The result is that, in most cases, the system truly understands what we say, with response times approaching a fluid conversation. Voice interaction stops feeling like an experiment and becomes a credible, sometimes preferable, option compared to the keyboard or touch.
Limits, bias, and privacy concerns
Despite progress, speech recognition still has obvious
limitations. Strong accents, minority languages, or highly specialized vocabularies can challenge even the most advanced systems. Furthermore, recognition quality is not uniform across all voices, with differences related to gender, age, or origin, a sign of
bias in training data.
Then there is the issue of
privacy. Many services send audio to remote servers for processing, with clear implications for how voice data is managed and stored. Some manufacturers are pushing for models that work directly on the device, reducing the need to send streams to the cloud. In any case, understanding where our recordings go, who can listen to them, and for how long they are stored is an integral part of the conscious use of these technologies.
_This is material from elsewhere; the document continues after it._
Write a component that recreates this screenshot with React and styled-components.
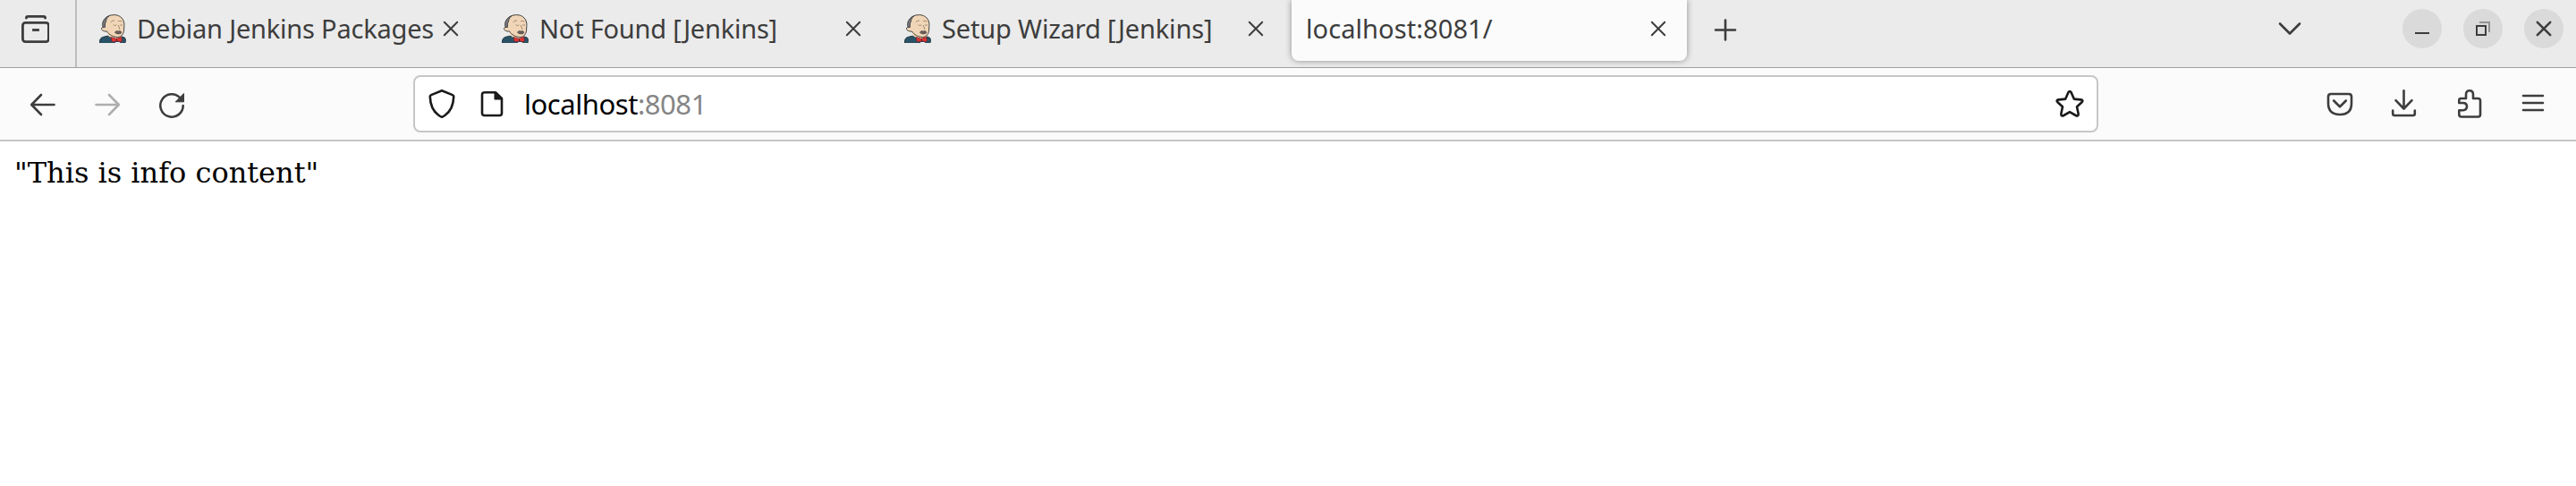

Speech recognition as the interface of the future
Speech recognition will not replace the keyboard and mouse, but it is already one of the most important interfaces of the present. For software designers, it means considering voice not just as a gadget, but as a real channel of access to functions and services. For those working in AI, it means working on the integration between audio, natural language, and context to build richer, less rigid experiences.
In a world where we expect to be able to talk to the devices we carry in our pockets, on our desks, or in our cars, speech recognition has become part of the basic grammar of human-machine interaction. Understanding what it is, how it works, and what consequences it entails is a way to not passively endure it, but to use it more consciously and design services that meet user expectations.